Since 1967, and really since Zalman Shazar (who would become Israel’s second president),  but at the time in 1929 was the editor of Davar, a center-left “Histadrut” newspaper, proposed to make Tisha B’av a national holiday as the birthday of Shabbtai Zvi, there have been calls for abolishing Tisha b’Av as a fast.
Jerusalem no longer sits alone, a widow, abandoned by her friends. Jerusalem is a beautiful, thriving city. We no longer need to mourn her.
A different notion crystallized for me in Port au Prince Haiti on Tisha b’Av 1991, when I was there to interview President Jean Bertrand Aristide.
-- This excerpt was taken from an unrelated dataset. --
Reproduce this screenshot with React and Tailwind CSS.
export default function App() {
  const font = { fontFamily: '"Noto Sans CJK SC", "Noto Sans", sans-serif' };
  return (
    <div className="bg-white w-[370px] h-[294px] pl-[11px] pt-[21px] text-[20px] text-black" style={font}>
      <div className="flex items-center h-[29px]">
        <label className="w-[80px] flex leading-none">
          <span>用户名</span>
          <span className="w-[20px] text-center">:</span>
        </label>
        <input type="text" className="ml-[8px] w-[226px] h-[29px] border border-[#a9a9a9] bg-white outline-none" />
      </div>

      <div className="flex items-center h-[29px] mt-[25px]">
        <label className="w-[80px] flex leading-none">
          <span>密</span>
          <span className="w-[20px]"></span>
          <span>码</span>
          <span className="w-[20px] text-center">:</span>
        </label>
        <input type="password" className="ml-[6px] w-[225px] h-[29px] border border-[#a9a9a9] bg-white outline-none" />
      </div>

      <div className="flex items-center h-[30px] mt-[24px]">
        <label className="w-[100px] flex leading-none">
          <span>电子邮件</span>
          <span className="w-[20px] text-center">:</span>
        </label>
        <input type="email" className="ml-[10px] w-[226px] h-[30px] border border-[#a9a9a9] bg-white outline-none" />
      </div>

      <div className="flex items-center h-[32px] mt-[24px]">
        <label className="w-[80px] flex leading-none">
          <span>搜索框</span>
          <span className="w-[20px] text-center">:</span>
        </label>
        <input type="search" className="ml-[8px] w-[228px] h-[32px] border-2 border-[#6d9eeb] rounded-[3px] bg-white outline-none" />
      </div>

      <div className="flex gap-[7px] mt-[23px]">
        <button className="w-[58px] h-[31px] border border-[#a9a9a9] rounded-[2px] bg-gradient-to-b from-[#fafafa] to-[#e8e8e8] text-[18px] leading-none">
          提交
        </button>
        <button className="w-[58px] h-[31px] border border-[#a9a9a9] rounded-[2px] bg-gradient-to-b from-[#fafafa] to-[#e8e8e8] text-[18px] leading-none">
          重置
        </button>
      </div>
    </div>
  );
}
Fasting in the immense heat, I looked down from my hotel on a hill in Petionville, a relatively affluent neighborhood, and saw the Citi Soleil slums, which I had wandered through a few days before, where people were living in inhuman conditions.
From that moment on, Tisha b’Av for me has been about the enormous suffering that still exists in the world, the billions whose lives are food insecure, sanitation-less, healthcare bereft, and whose cultures are threatened because poverty has forced them into exile.
This universalization of Tisha b’Av does not make it less Jewish but more. It recognizes the holy Temple that was destroyed as “a house of prayer for all nations.” It gestures to the messianic vision we carry with us as the children of prophets, which is nothing if not universal. The Messiah will be born on Tisha b’Av, according to Jewish tradition.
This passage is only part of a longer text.